Can you imagine a scenario where Blue Jays players come into the majors and already have 3-5 years experience playing on an artificial surface. Surely this would give them a massive advantage for adapting to the playing surface. Also with artificial turf being less forgiving on the player’s body, it could give players a chance to see what they can and cannot do successfully on the artificial turf without causing injury.
By adding it to the Dunedin spring training field, it would give the players a jump-start on gaining a feel for the playing surface which could translate to early success during the regular season. For new players brought in during the offseason it gives them a good amount of time in the spring to get used to the different bounces and nuances that come with an artificial turf.
Maybe we even save out on a few sprinkler head injuries.

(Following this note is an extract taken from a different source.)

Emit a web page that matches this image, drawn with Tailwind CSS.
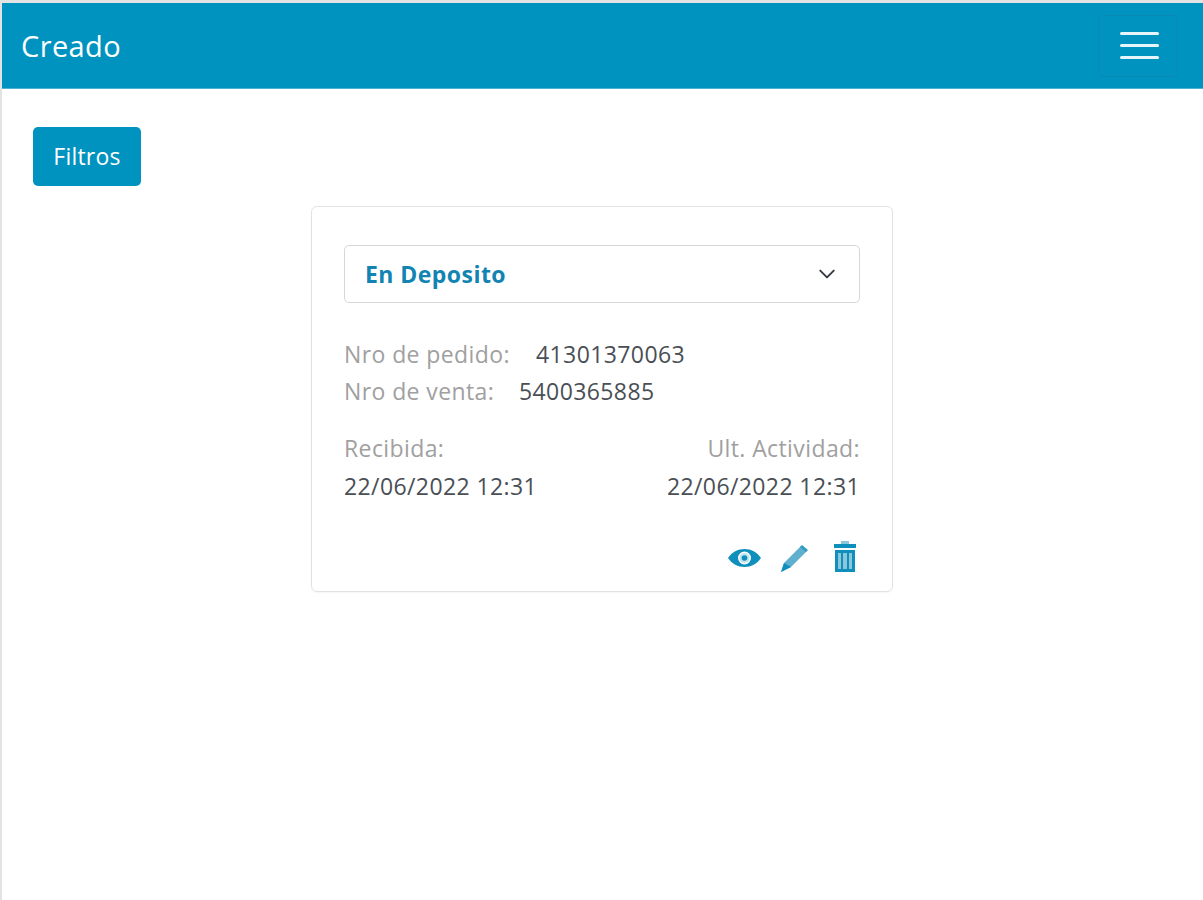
<!DOCTYPE html>
<html lang="es">
<head>
    <meta charset="UTF-8">
    <title>Creado</title>
    <script src="https://cdn.jsdelivr.net/npm/@tailwindcss/browser@4"></script>
</head>
<body class="bg-white h-[900px] overflow-hidden border-t-[3px] border-l-[2px] border-[#e3e3e3] font-['Open_Sans',sans-serif]">
    <!-- navbar -->
    <nav class="h-[86px] bg-[#0093c0] flex items-center justify-between pl-[19px] pr-[25px] border-b border-[#4db3d3]">
        <span class="text-white text-[29px] tracking-[0.4px] mt-[1px]">Creado</span>
        <button class="w-[80px] h-[62px] pl-[2px] border border-[#0a8ab3] rounded flex flex-col items-center justify-center gap-[9px]">
            <span class="block w-[39px] h-[3px] rounded bg-[#e4f6fb]"></span>
            <span class="block w-[39px] h-[3px] rounded bg-[#e4f6fb]"></span>
            <span class="block w-[39px] h-[3px] rounded bg-[#e4f6fb]"></span>
        </button>
    </nav>

    <div class="pl-[31px] pt-[38px]">
        <button class="w-[108px] h-[59px] bg-[#0093c0] rounded-[5px] text-white text-[23px] tracking-[0.2px] pb-[1px]">Filtros</button>
    </div>

    <!-- pedido card -->
    <div class="w-[582px] h-[386px] ml-[309px] mt-[20px] border border-[#e2e2e2] rounded-[6px] pt-[38px] px-[32px] shadow-[0_1px_2px_rgba(0,0,0,0.04)]">
        <div class="h-[58px] border border-[#d4d7da] rounded-[5px] flex items-center justify-between pl-[20px] pr-[23px]">
            <span class="text-[23px] font-bold tracking-[0.45px] text-[#1184b4]">En Deposito</span>
            <svg class="w-[18px] h-[18px]" viewBox="0 0 16 16" fill="none" stroke="#343a40" stroke-width="1.700" stroke-linecap="round" stroke-linejoin="round"><path d="M2 5l6 6 6-6"/></svg>
        </div>

        <div class="mt-[33px] text-[23px] leading-[37px] tracking-[0.4px]">
            <div class="flex">
                <span class="text-[#a0a0a0] w-[192px]">Nro de pedido:</span>
                <span class="text-[#4a4f55]">41301370063</span>
            </div>
            <div class="flex">
                <span class="text-[#a0a0a0] w-[175px]">Nro de venta:</span>
                <span class="text-[#4a4f55]">5400365885</span>
            </div>
        </div>

        <div class="mt-[19px] flex justify-between text-[23px] leading-[38px] tracking-[0.4px]">
            <div>
                <div class="text-[#a0a0a0]">Recibida:</div>
                <div class="text-[#4a4f55]">22/06/2022 12:31</div>
            </div>
            <div class="text-right">
                <div class="text-[#a0a0a0]">Ult. Actividad:</div>
                <div class="text-[#4a4f55]">22/06/2022 12:31</div>
            </div>
        </div>

        <div class="mt-[36px] flex justify-end items-start gap-[19px] pr-[4px]">
            <!-- ver -->
            <svg class="w-[33px] h-[18px] mt-[8px]" viewBox="0 0 33 18"><path fill="#0f8fbb" fill-rule="evenodd" d="M0 9C4 3 10 0 16.500 0S29 3 33 9c-4 6-10 9-16.500 9S4 15 0 9zm16.500-6.500a6.500 6.500 0 1 0 0 13 6.500 6.500 0 0 0 0-13z"/><circle cx="16.500" cy="9" r="5" fill="#bfe3ef"/><circle cx="16.500" cy="9" r="2.800" fill="#0f8fbb"/></svg>
            <!-- editar -->
            <svg class="w-[28px] h-[27px] mt-[4px] mr-[7px]" viewBox="0 0 28 27"><path fill="#5fb0cf" d="M21 1l6 5L11 22l-10 5 3-9z"/><path fill="#2f9cc3" d="M20 2l2-2 6 5-2 2z"/><path fill="#0f8fbb" d="M4 18l7 4-10 5z"/></svg>
            <!-- borrar -->
            <svg class="w-[22px] h-[31px]" viewBox="0 0 22 31"><path fill="#8cc6dc" d="M7 0h8v3H7z"/><path fill="#0f8fbb" d="M0 3h22v4H0z"/><path fill="#0f8fbb" fill-rule="evenodd" d="M1 9h20v22H1zm3 3v16h3V12zm5.500 0v16h3V12zM15 12v16h3V12z"/><path fill="#8cc6dc" d="M4 12h3v16H4zM9.500 12h3v16h-3zM15 12h3v16h-3z"/></svg>
        </div>
    </div>
</body>
</html>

Look, I hate fake grass too. It sucks. But for us Jays fans, the artificial turf is not going anywhere. So I say let’s go all in. Lets embrace the hell out of this unique turf and turn it into an advantage. Let’s train every single one of our upcoming Blue Jays to be so dominant on that artificial surface so that when they make the big’s they come out flying. Other teams players will always hate it, and that’s why we need to embrace it fully. Our players will be “born” on it, and use that knowledge and experience to beat other teams regularly on it.
That’s how you build a winning product, from the ground up.